>> START
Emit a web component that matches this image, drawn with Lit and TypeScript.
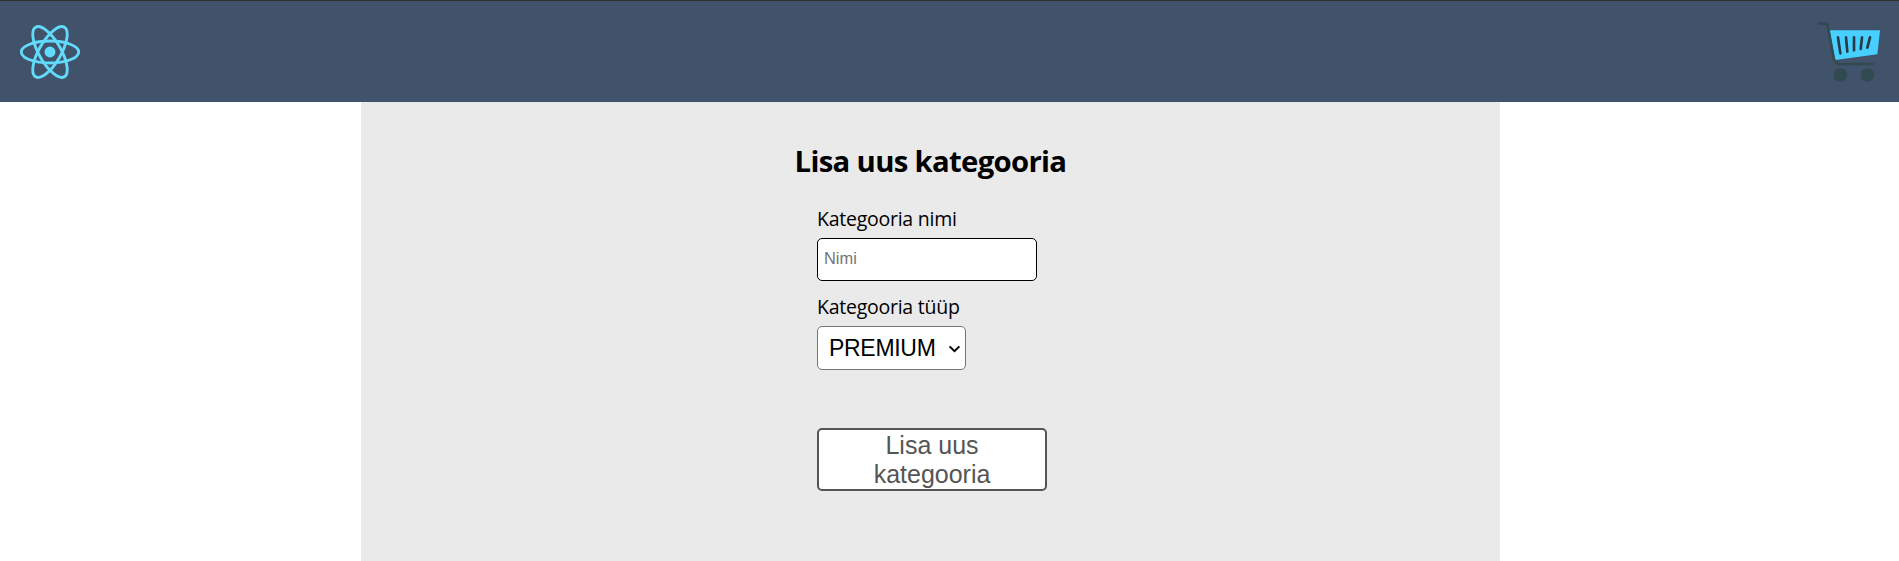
>> END
>> START
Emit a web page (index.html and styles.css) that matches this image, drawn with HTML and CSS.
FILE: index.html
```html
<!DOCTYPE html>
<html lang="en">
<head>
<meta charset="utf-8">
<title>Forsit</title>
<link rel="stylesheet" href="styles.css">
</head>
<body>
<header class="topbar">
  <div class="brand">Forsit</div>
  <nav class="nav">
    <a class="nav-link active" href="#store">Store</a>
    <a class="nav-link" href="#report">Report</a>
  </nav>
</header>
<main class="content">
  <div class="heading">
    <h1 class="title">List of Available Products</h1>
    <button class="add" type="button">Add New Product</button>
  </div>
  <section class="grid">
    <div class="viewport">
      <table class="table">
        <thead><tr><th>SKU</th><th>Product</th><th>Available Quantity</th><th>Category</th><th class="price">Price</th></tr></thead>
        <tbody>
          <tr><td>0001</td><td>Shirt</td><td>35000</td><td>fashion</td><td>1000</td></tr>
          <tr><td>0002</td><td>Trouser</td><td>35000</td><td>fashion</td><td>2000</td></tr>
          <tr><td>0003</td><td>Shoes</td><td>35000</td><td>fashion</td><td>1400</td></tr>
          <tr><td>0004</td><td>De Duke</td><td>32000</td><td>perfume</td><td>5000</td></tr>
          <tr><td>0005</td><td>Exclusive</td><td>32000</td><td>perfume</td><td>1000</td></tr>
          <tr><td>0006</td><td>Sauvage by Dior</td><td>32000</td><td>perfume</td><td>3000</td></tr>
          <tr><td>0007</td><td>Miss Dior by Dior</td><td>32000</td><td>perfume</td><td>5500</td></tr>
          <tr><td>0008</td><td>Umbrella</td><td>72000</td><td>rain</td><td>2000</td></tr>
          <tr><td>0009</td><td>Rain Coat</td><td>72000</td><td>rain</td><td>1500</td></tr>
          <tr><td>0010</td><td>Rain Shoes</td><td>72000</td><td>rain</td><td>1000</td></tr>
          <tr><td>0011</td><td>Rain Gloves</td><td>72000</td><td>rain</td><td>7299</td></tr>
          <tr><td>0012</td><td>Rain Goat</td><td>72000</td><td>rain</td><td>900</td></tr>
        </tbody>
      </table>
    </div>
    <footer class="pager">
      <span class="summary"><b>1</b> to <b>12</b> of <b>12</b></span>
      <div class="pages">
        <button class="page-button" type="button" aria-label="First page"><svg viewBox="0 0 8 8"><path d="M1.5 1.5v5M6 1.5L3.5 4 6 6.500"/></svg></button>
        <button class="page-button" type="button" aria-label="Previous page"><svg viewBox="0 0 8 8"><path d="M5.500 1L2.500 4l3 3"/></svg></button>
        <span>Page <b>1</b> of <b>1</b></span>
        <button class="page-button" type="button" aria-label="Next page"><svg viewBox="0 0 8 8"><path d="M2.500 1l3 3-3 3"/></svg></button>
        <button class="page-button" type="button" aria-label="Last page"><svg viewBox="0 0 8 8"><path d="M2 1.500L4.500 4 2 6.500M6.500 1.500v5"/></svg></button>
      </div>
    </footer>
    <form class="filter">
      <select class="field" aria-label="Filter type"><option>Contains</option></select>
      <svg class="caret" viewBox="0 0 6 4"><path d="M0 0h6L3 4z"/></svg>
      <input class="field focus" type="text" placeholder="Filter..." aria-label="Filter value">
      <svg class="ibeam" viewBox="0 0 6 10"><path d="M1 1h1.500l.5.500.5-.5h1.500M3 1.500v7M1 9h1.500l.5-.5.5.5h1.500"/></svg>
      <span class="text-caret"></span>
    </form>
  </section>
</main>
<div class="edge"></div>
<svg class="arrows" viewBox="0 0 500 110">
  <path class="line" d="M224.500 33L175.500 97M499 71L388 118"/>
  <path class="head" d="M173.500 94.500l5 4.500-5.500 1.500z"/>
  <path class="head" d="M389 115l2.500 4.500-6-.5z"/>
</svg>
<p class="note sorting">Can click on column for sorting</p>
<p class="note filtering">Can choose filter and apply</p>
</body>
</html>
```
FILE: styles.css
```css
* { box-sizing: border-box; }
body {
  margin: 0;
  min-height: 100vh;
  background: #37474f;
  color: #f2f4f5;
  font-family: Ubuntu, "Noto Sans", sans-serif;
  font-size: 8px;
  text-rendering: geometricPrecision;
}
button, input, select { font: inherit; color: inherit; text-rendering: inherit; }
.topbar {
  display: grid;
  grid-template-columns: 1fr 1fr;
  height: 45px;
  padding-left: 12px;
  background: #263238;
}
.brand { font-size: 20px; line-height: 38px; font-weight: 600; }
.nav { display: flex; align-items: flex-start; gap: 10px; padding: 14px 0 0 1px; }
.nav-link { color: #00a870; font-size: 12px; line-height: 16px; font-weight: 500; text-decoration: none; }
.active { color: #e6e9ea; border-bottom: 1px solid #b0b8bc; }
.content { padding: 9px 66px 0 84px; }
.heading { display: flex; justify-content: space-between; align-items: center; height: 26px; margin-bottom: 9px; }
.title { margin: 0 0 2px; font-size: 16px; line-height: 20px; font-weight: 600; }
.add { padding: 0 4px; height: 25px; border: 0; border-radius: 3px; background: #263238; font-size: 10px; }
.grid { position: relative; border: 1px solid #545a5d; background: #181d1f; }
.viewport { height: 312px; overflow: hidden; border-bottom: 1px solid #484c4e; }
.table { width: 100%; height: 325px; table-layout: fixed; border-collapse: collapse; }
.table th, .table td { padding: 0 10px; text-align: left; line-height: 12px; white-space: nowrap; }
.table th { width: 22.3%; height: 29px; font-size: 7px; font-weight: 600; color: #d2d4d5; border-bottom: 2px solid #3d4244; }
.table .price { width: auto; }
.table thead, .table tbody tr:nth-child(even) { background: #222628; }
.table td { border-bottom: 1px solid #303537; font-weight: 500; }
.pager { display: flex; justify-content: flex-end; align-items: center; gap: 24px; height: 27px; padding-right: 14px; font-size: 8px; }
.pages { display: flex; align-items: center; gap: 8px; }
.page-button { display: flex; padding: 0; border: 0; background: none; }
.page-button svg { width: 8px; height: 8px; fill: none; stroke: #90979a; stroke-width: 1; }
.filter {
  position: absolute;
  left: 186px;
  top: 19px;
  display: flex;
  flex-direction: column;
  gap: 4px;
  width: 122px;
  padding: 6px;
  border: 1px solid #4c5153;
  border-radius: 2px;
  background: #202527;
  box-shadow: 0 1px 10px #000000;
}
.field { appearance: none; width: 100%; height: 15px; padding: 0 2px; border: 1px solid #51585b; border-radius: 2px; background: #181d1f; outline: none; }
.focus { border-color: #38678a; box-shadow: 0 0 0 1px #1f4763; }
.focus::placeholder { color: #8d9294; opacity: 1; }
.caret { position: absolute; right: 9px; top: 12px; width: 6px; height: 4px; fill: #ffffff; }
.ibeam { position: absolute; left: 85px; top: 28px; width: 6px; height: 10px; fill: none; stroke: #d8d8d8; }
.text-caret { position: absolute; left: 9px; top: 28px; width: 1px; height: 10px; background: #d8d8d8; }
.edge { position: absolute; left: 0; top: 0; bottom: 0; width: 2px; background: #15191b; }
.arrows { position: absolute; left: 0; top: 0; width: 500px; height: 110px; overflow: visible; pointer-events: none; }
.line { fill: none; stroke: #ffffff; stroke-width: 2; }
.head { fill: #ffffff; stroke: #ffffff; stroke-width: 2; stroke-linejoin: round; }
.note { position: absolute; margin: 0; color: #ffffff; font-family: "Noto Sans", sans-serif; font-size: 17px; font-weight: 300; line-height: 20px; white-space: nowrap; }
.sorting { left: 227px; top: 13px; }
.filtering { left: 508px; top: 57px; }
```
>> END
>> START
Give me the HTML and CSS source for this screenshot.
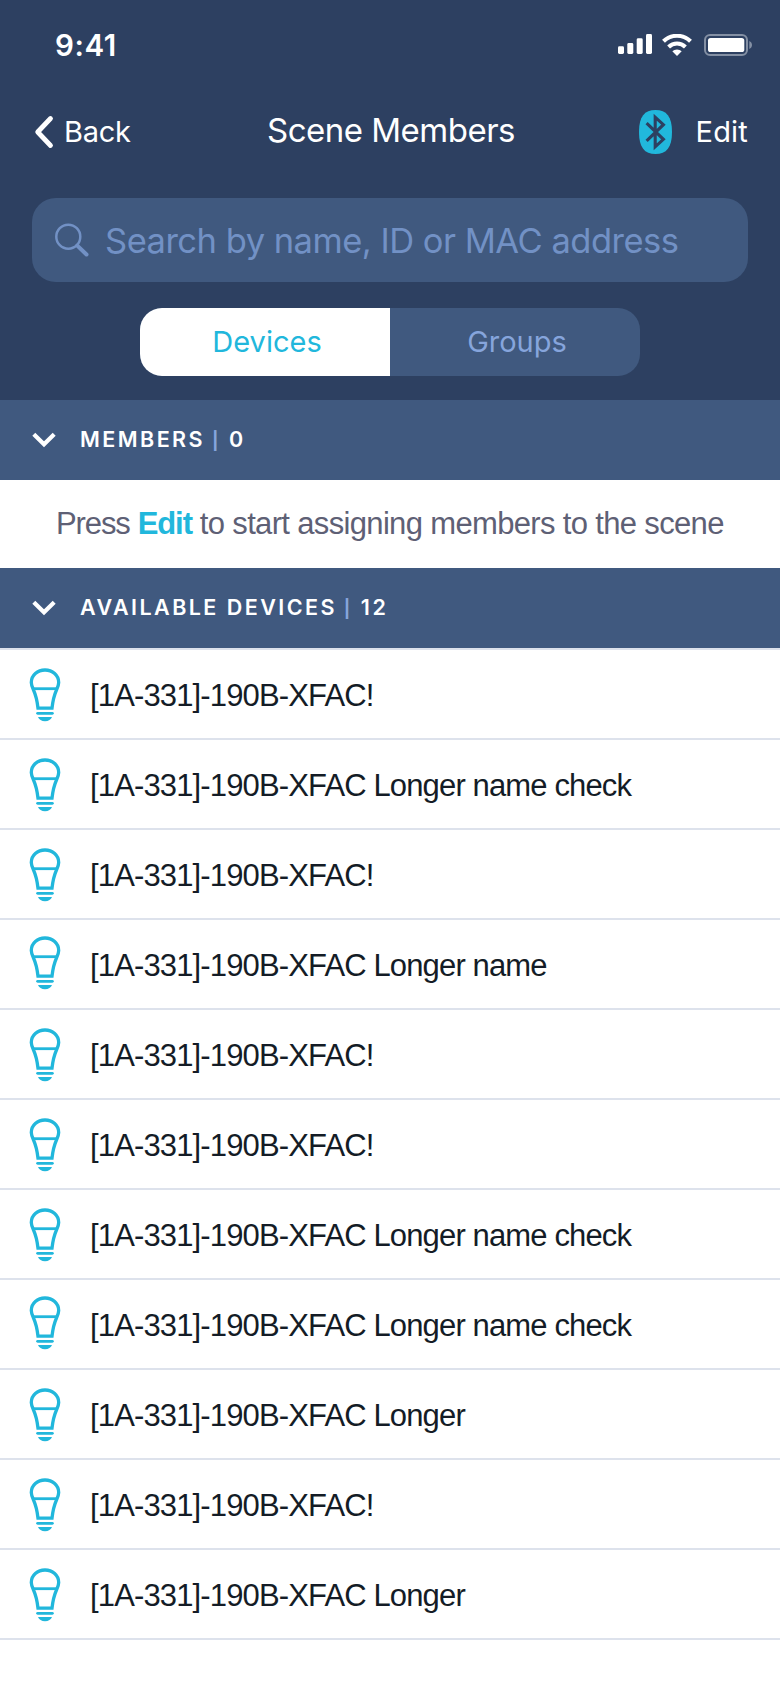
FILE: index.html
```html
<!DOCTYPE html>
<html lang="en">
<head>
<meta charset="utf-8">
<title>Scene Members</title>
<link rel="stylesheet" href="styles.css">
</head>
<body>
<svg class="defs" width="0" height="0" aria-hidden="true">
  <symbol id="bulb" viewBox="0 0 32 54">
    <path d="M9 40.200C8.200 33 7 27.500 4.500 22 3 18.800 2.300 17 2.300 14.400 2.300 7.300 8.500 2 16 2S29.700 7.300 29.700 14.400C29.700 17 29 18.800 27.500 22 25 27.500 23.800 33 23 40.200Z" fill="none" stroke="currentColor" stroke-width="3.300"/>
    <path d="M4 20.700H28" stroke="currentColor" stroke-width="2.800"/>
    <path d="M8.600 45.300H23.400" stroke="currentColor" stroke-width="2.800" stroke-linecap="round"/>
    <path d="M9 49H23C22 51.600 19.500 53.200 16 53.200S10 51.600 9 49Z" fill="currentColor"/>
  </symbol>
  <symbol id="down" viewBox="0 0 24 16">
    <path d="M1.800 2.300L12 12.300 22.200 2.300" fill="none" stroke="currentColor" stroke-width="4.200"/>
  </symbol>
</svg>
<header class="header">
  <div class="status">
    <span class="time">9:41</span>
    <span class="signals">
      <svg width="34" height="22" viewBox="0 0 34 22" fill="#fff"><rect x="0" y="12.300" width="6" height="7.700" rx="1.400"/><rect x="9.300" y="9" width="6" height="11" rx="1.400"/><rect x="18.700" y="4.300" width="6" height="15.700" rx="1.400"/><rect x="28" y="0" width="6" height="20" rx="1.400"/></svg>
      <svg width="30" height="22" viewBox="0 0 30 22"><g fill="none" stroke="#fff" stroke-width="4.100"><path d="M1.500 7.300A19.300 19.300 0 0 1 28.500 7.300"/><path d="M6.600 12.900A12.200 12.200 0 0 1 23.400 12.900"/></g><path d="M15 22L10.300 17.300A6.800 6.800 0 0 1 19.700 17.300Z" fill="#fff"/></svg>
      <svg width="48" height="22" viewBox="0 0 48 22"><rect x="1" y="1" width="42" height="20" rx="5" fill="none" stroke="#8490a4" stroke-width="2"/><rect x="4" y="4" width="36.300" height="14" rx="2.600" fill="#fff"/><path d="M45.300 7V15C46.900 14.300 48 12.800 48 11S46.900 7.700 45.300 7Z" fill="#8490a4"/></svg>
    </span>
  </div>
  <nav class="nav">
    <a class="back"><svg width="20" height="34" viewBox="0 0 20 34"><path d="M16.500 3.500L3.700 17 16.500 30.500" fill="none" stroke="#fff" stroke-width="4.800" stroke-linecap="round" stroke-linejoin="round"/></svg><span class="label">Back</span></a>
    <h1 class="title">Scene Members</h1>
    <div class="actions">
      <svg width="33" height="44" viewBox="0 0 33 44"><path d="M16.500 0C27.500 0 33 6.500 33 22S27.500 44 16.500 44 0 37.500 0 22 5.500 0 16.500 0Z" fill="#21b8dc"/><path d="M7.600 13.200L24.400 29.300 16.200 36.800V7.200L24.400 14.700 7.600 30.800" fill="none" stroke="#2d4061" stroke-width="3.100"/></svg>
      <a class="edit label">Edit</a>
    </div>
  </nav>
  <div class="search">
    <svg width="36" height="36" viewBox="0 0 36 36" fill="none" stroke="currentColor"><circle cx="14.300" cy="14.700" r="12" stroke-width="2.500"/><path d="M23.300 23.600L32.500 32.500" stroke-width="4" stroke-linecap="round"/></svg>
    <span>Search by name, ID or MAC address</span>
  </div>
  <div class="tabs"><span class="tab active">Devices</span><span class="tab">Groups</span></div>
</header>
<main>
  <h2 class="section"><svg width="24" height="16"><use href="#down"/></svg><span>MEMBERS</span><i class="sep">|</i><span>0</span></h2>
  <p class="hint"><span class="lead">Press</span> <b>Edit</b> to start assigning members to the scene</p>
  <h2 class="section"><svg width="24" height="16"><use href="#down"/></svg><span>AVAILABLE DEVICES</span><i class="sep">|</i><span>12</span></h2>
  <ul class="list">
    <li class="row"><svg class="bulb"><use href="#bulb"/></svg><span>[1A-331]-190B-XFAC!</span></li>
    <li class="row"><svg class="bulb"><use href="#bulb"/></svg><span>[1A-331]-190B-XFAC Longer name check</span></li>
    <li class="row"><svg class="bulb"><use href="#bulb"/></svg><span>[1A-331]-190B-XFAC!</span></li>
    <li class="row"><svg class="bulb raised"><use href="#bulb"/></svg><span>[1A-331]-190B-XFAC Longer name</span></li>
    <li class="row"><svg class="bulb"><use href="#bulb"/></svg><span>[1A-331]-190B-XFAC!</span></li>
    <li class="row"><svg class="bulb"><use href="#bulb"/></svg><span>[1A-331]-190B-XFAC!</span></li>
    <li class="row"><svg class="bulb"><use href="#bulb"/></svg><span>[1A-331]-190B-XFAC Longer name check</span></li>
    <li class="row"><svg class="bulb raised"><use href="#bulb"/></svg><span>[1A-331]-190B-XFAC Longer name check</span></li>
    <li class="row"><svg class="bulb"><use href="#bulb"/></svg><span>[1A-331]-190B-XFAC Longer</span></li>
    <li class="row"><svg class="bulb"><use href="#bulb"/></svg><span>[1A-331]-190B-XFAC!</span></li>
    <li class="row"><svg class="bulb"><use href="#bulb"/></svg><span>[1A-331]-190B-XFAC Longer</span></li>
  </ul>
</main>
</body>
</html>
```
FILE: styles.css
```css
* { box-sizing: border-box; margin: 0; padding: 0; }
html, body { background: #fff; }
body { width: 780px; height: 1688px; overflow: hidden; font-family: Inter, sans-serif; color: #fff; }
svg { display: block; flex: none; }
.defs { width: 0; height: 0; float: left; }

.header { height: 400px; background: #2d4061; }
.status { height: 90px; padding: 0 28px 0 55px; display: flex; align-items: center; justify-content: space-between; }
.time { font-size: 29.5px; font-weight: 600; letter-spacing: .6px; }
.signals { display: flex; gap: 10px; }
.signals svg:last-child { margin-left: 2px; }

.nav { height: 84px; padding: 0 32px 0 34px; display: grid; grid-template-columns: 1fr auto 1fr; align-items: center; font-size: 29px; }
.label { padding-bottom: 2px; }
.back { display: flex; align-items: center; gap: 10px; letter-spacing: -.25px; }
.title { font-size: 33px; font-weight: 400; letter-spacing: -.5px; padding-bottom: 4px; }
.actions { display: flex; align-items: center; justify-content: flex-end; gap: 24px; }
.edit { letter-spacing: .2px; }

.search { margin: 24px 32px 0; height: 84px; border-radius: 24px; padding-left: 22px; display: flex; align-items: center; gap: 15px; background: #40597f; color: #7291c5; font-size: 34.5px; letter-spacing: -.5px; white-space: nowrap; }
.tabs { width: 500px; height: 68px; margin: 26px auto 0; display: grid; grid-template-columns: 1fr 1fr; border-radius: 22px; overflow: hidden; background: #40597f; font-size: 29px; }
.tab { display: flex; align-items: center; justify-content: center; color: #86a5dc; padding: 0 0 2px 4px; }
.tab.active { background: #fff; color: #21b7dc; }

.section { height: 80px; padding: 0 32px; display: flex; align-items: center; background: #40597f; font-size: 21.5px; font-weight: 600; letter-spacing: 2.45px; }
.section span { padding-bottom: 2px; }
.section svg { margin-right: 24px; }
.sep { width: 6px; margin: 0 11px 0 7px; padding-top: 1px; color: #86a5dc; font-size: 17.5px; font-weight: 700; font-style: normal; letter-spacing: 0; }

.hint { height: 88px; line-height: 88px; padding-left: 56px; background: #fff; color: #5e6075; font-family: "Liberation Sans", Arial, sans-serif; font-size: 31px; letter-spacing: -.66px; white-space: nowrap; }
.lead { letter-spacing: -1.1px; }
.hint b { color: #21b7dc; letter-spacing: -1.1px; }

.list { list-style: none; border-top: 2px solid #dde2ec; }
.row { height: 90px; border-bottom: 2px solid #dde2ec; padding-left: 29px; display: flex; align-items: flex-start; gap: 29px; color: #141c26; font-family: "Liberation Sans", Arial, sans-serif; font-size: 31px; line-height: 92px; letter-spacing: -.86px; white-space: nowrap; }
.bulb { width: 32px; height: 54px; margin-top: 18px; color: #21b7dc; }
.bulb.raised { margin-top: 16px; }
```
>> END
* _STATED EXERCISE_: The string "with" may appear in lines of the listing above; tally those lines and give the number only.

* _THE ANSWER_: 2